Now that we have a female president, must we also have flowers in Harvard Yard? The association between gender and botany isn’t so eccentric as it first appears—Radcliffe has always had a greener thumb. Visitors from Oxford and Cambridge have often noted the lack of flower-beds in the yard, and so have those from Princeton and Yale. But why the austerity? Like any lusty mistress of knowledge, I consult the oracular geniuses. In this case, Reverend Professor Peter J. Gomes, Plummer Professor of Christian Morals, who after a learned cadenza through Harvard History said unto me, “Let’s put it this way: It’s a seventeenth-century guy thing.”
Large vases of white chrysanthemums once adorned the porch of Tercentenary Theater sometime in the late 1960s. There was a line of them on each corner. “I don’t think anybody liked them,” Gomes said. “It seemed unnatural.” There were also some flowery shrubs—rhododendrons—the bulbs of which were placed in a bed outside Massachusetts Hall at some point. “We waited, they grew, and still most people didn’t like it.”
The connection between flowers and the feminine is not unusual. What may be unusual is the extent to which Harvard’s founders labored so carefully to distance the university from it.
“It’s a guy thing period,” said Michael van Valkenburgh, the distinguished American landscape architect, when I told him over the telephone what Gomes had said. “Even if it’s a guy thing, I hope you don’t think it’s a bad thing.” I said I didn’t mind them.
Van Valkenburgh is the man who saved Harvard Yard. In the early 90s, when the Yard’s canopy was slowly thinning due to Dutch elm disease, the task for replanting had become urgent. The University then convened a replanting committee, which van Valkenburgh led, one that is largely responsible for the way Harvard Yard looks today.

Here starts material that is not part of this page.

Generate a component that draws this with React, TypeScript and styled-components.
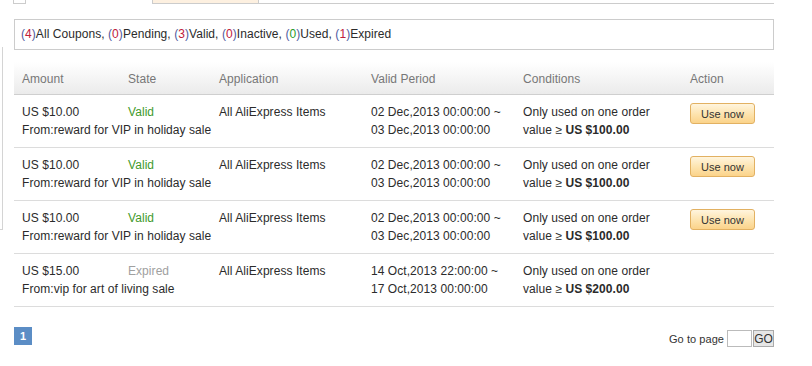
import React from "react";
import styled, { createGlobalStyle } from "styled-components";

const Global = createGlobalStyle`
  html, body { margin: 0; padding: 0; background: #fff; }
  body { font-family: "Liberation Sans", Arial, sans-serif; font-size: 12px; color: #2b2b2b; letter-spacing: 0.06px; }
`;

const Wrapper = styled.div`
  display: flex;
  align-items: flex-start;
  width: 812px;
  height: 366px;
  overflow: hidden;
`;

const Rail = styled.div`
  width: 2px;
  height: 182px;
  margin-top: 47px;
  border-right: 1px solid #d4d4d4;
  border-bottom: 1px solid #d4d4d4;
  flex-shrink: 0;
`;

const Main = styled.div`
  margin-left: 11px;
  width: 760px;
  display: flex;
  flex-direction: column;
`;

const TabStrip = styled.div`
  display: flex;
  height: 4px;
  margin-left: -1px;
`;

const TabStub = styled.div`
  width: 11px;
  border: 1px solid #ccc;
  border-top: none;
`;

const ActiveTab = styled.div`
  width: 126px;
`;

const PeachTab = styled.div`
  width: 105px;
  background: #fdf0e0;
  border: 1px solid #ccc;
  border-top: none;
`;

const TabLine = styled.div`
  flex: 1;
  border-bottom: 1px solid #ccc;
`;

const FilterBox = styled.div`
  margin-top: 15px;
  height: 29px;
  line-height: 29px;
  border: 1px solid #ccc;
  padding-left: 6px;
  white-space: nowrap;
`;

const Paren = styled.span`
  color: #4f5aa0;
`;

const Count = styled.span<{ $green?: boolean }>`
  color: ${(p) => (p.$green ? "#2a9a2a" : "#c0203a")};
`;

const Table = styled.div`
  margin-top: 12px;
  display: flex;
  flex-direction: column;
`;

const cols = "106px 91px 152px 152px 167px 1fr";

const HeaderRow = styled.div`
  display: grid;
  grid-template-columns: ${cols};
  height: 32px;
  align-items: center;
  background: linear-gradient(to bottom, #ffffff 0%, #f6f6f6 45%, #ebebeb 100%);
  border-bottom: 1px solid #cfcfcf;
  color: #777;
`;

const HeadCell = styled.div`
  padding-left: 8px;
  padding-top: 1px;
`;

const Row = styled.div`
  display: grid;
  grid-template-columns: ${cols};
  height: 52px;
  border-bottom: 1px solid #dcdcdc;
  line-height: 18px;
`;

const Cell = styled.div`
  padding: 8px 0 0 8px;
  white-space: nowrap;
  overflow: visible;
`;

const State = styled(Cell)<{ $expired?: boolean }>`
  color: ${(p) => (p.$expired ? "#a0a0a0" : "#3f9a2c")};
`;

const ActionCell = styled.div`
  padding: 8px 0 0 8px;
`;

const UseNow = styled.button`
  width: 65px;
  height: 21px;
  padding: 0;
  border: 1px solid #e2b162;
  border-radius: 3px;
  background: linear-gradient(to bottom, #fff5de 0%, #fde3ad 55%, #fbd38a 100%);
  font-family: "Liberation Sans", Arial, sans-serif;
  font-size: 11px;
  color: #333;
  cursor: pointer;
`;

const Pager = styled.div`
  margin-top: 17px;
  display: flex;
  justify-content: space-between;
  align-items: center;
`;

const PageNum = styled.div`
  width: 18px;
  height: 18px;
  background: #5b8dc5;
  color: #fff;
  font-size: 11px;
  font-weight: bold;
  display: flex;
  align-items: center;
  justify-content: center;
`;

const GoTo = styled.div`
  display: flex;
  align-items: center;
  margin-top: 6px;
  font-size: 11px;
  color: #333;
`;

const GoLabel = styled.span`
  margin-right: 3px;
`;

const PageInput = styled.input`
  width: 23px;
  height: 15px;
  padding: 0;
  margin: 0;
  border: 1px solid #bbb;
  box-sizing: content-box;
`;

const GoButton = styled.button`
  height: 17px;
  width: 21px;
  padding: 0;
  margin: 0 0 0 1px;
  border: 1px solid #aaa;
  background: #e6e6e6;
  font-family: "Liberation Sans", Arial, sans-serif;
  font-size: 12px;
  color: #333;
`;

type Coupon = {
  amount: string;
  from: string;
  state: "Valid" | "Expired";
  start: string;
  end: string;
  min: string;
};

const coupons: Coupon[] = [
  { amount: "US $10.00", from: "From:reward for VIP in holiday sale", state: "Valid", start: "02 Dec,2013 00:00:00 ~", end: "03 Dec,2013 00:00:00", min: "US $100.00" },
  { amount: "US $10.00", from: "From:reward for VIP in holiday sale", state: "Valid", start: "02 Dec,2013 00:00:00 ~", end: "03 Dec,2013 00:00:00", min: "US $100.00" },
  { amount: "US $10.00", from: "From:reward for VIP in holiday sale", state: "Valid", start: "02 Dec,2013 00:00:00 ~", end: "03 Dec,2013 00:00:00", min: "US $100.00" },
  { amount: "US $15.00", from: "From:vip for art of living sale", state: "Expired", start: "14 Oct,2013 22:00:00 ~", end: "17 Oct,2013 00:00:00", min: "US $200.00" },
];

const filters: { n: number; label: string; green?: boolean }[] = [
  { n: 4, label: "All Coupons" },
  { n: 0, label: "Pending" },
  { n: 3, label: "Valid" },
  { n: 0, label: "Inactive" },
  { n: 0, label: "Used", green: true },
  { n: 1, label: "Expired" },
];

export default function App() {
  return (
    <>
      <Global />
      <Wrapper>
        <Rail />
        <Main>
          <TabStrip>
            <TabStub />
            <ActiveTab />
            <PeachTab />
            <TabLine />
          </TabStrip>
          <FilterBox>
            {filters.map((f, i) => (
              <React.Fragment key={f.label}>
                <Paren>(</Paren>
                <Count $green={f.green}>{f.n}</Count>
                <Paren>)</Paren>
                {f.label}
                {i < filters.length - 1 ? ", " : ""}
              </React.Fragment>
            ))}
          </FilterBox>
          <Table>
            <HeaderRow>
              <HeadCell>Amount</HeadCell>
              <HeadCell>State</HeadCell>
              <HeadCell>Application</HeadCell>
              <HeadCell>Valid Period</HeadCell>
              <HeadCell>Conditions</HeadCell>
              <HeadCell>Action</HeadCell>
            </HeaderRow>
            {coupons.map((c, i) => (
              <Row key={i}>
                <Cell>
                  {c.amount}
                  <br />
                  {c.from}
                </Cell>
                <State $expired={c.state === "Expired"}>{c.state}</State>
                <Cell>All AliExpress Items</Cell>
                <Cell>
                  {c.start}
                  <br />
                  {c.end}
                </Cell>
                <Cell>
                  Only used on one order
                  <br />
                  value ≥ <b>{c.min}</b>
                </Cell>
                <ActionCell>{c.state === "Valid" && <UseNow>Use now</UseNow>}</ActionCell>
              </Row>
            ))}
          </Table>
          <Pager>
            <PageNum>1</PageNum>
            <GoTo>
              <GoLabel>Go to page</GoLabel>
              <PageInput />
              <GoButton>GO</GoButton>
            </GoTo>
          </Pager>
        </Main>
      </Wrapper>
    </>
  );
}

He showed me some before-after pictures of the Yard. (These had just been presented to Drew Faust some weeks back.) The most striking transformation is of Tercentenary theatre, in particular the courtyard of Sever Hall. The earlier pictures are barren and ghostly, and emphasize Sever’s gothicisms. It is the Caspar Friedrich David the Fogg never had. A decade later, there is a transformation. The honey locusts are robust, dappled light all streaming to the ground, ready for a cluster of students for an admissions catalogue.
The Yard, he said, was landscaped “based on an extension of what we were able to see in historic photographs….My sense is that there have never been flowers in the Yard historically.” Since van Valkenburgh had done a lot of work in Princeton and some in Yale, I asked him about the other Ivies. “There are of course other schools in the Ivies that have a tradition of more flowers…. I’m not a campus historian, but there seems to be a very different idea of a campus at Princeton than at Harvard…Harvard has a more interior orientation, a monastic quality, whereas there seems to be an interlocking fluidity about Princeton.”
This, of course, is in keeping with the original 17th century idea of the “wall and the garden,” the philosophy the yard was built on, one which maintained an enclosed community within and kept the wilderness out.
But more than any of this, what struck me was van Valkenburgh’s explanation of architecture’s effect on the soul, which he later wrote me in an email.
“If one looks at Wellesley College, one sees great intentionality to lay out a campus with a form and spatial structure that is distinct from the austerity of the Yard.” Harvard’s mission, he noted, was not just about educating men. It was a mission to transform the individual into the image of the collective, to make everyone who went there a Harvard Man.
“For me, there is certainly an element of Harvard being about men and Wellesley being about women, but it is even more about a landscape of conformity at Harvard versus a landscape of individuality at Wellesley.”
It is an interesting thought, and one that the Class of 1967 may seize upon. In an open letter last week to Faust, 13 members of that class expressed their disappointment at “the apparently docile political behavior of the undergraduate student body.”
If flowers be the fruit of independence, then down with the Harvard Man, I say.
President Faust, please pass the shears.
Sahil K. Mahtani ’08 is a history concentrator in Winthrop House. His column appears on alternate Fridays.